The two inspections were conducted in the span of a week as part of the agreement to “modernize” the railroads in the North and connect them with the railways of the South made by South Korean President Moon Jae-in and North Korean leader Kim Jong-un during their summit in April. Working-level talks started last month when South Korea’s Vice Transport Minister Kim Jeong-ryeol met with Kim Yun-hyok, the North’s vice minister of railways.
Once the connection is completed, the route from Europe to the Trans-Siberian Railway to the Trans-Korean Railway would become the longest train network in the world at nearly 10,000 kilometers.

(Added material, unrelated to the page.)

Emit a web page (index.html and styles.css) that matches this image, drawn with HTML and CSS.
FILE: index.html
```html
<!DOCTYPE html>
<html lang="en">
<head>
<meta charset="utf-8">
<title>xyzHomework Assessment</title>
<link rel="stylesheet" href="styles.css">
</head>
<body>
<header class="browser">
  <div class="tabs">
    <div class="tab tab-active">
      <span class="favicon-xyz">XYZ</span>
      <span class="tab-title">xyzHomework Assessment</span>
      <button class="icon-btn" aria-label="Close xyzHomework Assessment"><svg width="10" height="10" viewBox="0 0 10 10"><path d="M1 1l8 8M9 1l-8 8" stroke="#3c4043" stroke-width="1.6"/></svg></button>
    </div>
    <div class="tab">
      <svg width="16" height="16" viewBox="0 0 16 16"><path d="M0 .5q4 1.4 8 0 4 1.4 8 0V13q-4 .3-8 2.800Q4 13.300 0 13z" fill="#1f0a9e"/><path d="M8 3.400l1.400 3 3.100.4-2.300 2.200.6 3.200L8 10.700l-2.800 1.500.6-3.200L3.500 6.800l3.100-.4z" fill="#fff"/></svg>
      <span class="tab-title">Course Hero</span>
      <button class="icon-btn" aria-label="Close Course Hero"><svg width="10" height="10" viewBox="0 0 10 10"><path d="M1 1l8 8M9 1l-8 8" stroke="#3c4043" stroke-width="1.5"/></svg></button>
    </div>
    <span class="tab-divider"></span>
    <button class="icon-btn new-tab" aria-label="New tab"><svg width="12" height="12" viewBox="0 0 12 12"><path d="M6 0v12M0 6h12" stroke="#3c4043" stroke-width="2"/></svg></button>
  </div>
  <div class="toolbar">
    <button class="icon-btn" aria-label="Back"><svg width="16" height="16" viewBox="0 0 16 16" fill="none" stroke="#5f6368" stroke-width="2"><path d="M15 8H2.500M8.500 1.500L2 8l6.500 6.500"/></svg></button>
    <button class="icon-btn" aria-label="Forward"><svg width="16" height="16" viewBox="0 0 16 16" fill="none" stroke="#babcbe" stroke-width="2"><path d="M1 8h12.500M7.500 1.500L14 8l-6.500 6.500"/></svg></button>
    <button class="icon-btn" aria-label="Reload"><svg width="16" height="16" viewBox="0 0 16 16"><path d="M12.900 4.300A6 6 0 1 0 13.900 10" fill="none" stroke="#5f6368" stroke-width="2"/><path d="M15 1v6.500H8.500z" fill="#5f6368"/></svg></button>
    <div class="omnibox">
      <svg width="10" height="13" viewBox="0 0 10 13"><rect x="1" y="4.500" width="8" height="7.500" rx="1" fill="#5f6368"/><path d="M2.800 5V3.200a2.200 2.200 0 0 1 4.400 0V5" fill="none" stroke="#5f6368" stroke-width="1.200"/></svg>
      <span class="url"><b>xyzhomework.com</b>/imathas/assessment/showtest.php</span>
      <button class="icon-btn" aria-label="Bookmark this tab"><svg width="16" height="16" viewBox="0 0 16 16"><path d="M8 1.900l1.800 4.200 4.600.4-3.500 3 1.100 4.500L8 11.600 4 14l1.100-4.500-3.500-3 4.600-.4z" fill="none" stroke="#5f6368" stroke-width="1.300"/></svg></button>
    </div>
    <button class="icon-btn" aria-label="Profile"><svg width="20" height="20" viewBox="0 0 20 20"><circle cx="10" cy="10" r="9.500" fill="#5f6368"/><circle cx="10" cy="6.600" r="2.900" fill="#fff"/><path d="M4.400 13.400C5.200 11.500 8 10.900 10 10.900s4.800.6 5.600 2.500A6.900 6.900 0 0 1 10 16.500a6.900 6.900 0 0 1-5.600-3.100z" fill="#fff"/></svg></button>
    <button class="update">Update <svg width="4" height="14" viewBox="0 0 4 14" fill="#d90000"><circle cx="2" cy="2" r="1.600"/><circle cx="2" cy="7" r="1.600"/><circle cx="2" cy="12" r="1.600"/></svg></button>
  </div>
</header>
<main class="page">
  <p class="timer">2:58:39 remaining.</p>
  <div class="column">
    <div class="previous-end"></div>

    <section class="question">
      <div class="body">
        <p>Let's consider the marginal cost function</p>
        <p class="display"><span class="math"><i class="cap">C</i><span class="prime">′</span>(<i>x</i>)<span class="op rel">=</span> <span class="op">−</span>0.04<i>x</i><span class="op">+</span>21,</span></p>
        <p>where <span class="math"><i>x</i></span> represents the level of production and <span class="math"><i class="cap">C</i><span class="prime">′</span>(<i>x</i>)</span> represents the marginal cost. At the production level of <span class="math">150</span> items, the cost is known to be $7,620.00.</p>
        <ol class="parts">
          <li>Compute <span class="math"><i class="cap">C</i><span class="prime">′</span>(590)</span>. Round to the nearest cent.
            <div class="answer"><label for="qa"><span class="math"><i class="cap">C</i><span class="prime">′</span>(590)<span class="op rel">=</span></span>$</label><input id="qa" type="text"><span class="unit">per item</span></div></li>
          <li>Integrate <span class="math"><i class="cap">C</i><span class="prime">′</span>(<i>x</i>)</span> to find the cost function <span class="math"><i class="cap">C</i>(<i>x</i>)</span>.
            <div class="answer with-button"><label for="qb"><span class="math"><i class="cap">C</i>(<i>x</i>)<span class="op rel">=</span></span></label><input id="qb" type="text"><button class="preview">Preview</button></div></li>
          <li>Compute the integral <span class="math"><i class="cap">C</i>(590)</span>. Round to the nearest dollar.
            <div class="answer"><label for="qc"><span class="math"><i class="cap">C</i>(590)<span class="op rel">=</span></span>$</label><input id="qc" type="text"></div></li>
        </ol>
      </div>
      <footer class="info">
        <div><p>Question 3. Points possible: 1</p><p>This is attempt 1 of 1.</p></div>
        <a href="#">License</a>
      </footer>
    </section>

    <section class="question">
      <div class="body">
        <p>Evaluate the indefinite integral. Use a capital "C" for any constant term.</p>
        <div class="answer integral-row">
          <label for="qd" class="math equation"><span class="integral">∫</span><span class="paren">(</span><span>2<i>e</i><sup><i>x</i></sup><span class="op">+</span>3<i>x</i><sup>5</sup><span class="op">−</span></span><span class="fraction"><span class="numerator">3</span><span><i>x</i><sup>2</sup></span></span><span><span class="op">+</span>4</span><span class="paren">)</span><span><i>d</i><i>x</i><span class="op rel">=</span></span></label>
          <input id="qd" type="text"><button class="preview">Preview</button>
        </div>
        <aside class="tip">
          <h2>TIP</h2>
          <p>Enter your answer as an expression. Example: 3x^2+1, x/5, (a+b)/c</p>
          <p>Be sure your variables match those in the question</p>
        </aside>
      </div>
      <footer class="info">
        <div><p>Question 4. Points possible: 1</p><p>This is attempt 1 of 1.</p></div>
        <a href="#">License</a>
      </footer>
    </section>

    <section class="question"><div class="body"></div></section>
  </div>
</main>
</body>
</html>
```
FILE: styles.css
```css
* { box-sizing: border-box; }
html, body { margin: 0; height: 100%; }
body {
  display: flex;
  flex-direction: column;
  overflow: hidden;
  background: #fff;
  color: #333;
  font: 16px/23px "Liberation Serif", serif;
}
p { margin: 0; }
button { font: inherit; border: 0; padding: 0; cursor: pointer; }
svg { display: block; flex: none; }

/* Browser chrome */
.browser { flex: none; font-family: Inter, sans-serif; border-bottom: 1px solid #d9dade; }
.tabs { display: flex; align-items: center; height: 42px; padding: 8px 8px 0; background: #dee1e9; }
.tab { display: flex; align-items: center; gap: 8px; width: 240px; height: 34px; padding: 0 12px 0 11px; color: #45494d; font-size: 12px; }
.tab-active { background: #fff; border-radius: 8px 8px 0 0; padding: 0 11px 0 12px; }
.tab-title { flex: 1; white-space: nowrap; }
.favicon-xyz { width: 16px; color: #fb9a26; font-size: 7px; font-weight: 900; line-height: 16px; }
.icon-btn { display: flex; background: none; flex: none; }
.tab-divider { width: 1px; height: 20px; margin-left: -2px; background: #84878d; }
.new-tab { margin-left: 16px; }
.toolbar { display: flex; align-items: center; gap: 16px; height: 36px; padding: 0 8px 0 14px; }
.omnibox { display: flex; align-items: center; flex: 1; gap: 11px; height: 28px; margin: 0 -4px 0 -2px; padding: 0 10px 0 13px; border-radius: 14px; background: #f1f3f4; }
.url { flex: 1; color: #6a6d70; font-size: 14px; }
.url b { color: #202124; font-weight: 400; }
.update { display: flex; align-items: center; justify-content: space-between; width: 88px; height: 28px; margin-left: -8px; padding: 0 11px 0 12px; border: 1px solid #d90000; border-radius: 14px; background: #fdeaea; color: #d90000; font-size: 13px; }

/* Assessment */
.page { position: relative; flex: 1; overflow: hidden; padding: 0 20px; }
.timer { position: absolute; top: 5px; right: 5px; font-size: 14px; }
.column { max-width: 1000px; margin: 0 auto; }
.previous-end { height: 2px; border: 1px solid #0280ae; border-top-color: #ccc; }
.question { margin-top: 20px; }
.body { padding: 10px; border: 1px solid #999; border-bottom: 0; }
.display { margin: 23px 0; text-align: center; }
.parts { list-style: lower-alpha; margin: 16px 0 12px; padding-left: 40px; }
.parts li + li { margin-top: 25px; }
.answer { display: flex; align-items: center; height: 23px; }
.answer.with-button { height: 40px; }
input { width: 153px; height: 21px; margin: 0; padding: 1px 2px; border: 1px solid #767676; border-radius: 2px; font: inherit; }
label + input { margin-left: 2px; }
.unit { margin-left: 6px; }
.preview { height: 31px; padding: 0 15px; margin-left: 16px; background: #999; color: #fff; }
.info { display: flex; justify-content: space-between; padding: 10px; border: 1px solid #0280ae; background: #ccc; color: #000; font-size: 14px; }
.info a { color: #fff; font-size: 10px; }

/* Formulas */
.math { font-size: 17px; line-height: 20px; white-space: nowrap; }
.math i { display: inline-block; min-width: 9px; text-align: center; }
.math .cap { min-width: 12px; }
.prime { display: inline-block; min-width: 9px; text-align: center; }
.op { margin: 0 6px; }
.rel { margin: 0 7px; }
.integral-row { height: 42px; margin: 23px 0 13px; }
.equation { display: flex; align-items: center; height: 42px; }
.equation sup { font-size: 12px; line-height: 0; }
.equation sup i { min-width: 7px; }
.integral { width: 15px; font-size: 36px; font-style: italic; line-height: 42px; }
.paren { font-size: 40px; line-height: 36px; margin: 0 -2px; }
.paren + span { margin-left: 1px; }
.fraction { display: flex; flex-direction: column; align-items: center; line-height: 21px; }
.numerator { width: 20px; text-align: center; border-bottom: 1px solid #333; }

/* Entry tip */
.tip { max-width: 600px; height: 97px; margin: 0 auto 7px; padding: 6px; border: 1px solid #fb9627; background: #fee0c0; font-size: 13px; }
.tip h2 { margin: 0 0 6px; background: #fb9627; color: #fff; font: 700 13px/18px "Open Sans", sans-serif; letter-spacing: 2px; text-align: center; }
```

While inspections are underway to figure out how to make that happen, experts say it would take a substantial amount of money and effort, as well as time, before trains can travel up and down the Korean Peninsula.
Kim Hyun-mi, the South Korean transport minister, said during a briefing at the National Assembly on Monday that it would cost about 2.4 trillion won ($2.1 billion) to just link the disconnected railroad along the east coast from Gangneung in South Korea to Kosong County in the North, vital for the Donghae Line to connect to the Trans-Siberian network.
“It’s difficult to predict just how long it will take to connect the railroads,” said Ahn of the Korea Transport Institute. “Right now, South Korea has a limited amount of data about the railway network of the North, and most of the data is from the [Japanese] colonial era.”
“We need to check things like electricity circuits and the conditions of the tracks,” he added. “This isn’t just about repairing the dilapidated railways. It is a modernization process, and North Korea would want its rails to be developed to meet international standards.”
“In South Korea, we have trains traveling at well above 200 kilometers per hour, but to our knowledge, most trains in the North can travel at about 40 to 50 kilometers per hour,” he said. “We must develop the rail of the North so that South Korean trains can travel at least about 100 kilometers per hour to take the route to the Trans-China Railway or Trans-Siberian Railway all the way to Europe.”
Economic sanctions on the North are another barrier, although Ahn from the transport institute said that this shouldn’t be a too big of a problem given the extensive period of construction required to develop the North Korean railroads.
Although hurdles remain, local logistics companies are preparing for the potential of rail transport connecting the Korean Peninsula with China, Russia as well as other parts of Europe.
In May, CJ Logistics launched a door-to-door delivery route connecting Asia and Europe via the Trans-China Railway and truck delivery dubbed the Eurasia Bridge Service. While the Korean company has been using the Chinese railway system after setting up CJ Speedex, a joint venture with China’s TCL Group, in 2016, this was the first time it linked it with a truck network to deliver goods door-to-door between Asia and Europe.
The service started in May and connected Chengdu station in China, Lodz station in Poland, Nuremberg station in Germany and Tilburg station in Netherlands. The network expanded by June and now connects 22 stations from China and 30 stations in Europe and Central Asia.
According to CJ Logistics, cargo delivery from China to Europe via sea routes usually takes roughly 35 to 40 days. Using the Trans-China Railway, however, cuts that time span to around 17 days. Rail delivery is also cost effective compared to air delivery, which is about five times as expensive.
“The Eurasia Bridge Service holds immense potential,” a spokesperson from the Korean logistics company said. “If Trans-Korean Rail is connected with the rail across China, the service boundaries of the Eurasia Bridge Service could greatly increase.”
If the Trans-Korean Railway is realized, the company plans to link the Korean rail network with the Trans-China Railway, Trans-Mongolian Railway and Trans-Siberian Railway to establish an integrated rail network across the Eurasia region.
In March, it inked a memorandum of understanding with Russian logistics company Fesco to launch joint services on the Trans-Siberian Railway. The two companies are still discussing ways to cooperate on the so-called northern logistics network, one of most important parts of the government’s plan to boost economic cooperation with countries north of South Korea.
“If Trans-Korean Railway is linked it will make Korea, especially cities like Busan, a global logistics hub,” a spokesperson from CJ Logistics said.
Hyundai Glovis, the logistics arm of Hyundai Motor Group, is also preparing for an integrated railway network that would connect Seoul with Europe by adding businesses on Trans-Siberian Railway.
The company is planning on delivering knockdown parts from Busan in Korea to Hyundai Motor facilities in Russia using rail from next month via the Russian port of Vostochny. While it would take about 43 days to deliver the parts only using sea routes, using rail will reduce the time to 22 days, according to Koo Hyung-joon, an executive vice president at Hyundai Glovis.
The company has been delivering cold-rolled steel coil and some maintenance parts for Hyundai Mobis and Hyundai Steel using the Trans-Siberian Railway.
Koo said the Korean government should cooperate with China and Russia to establish an integrated rail network and also review investing in major logistics hubs in those countries to set up logistics centers or ports.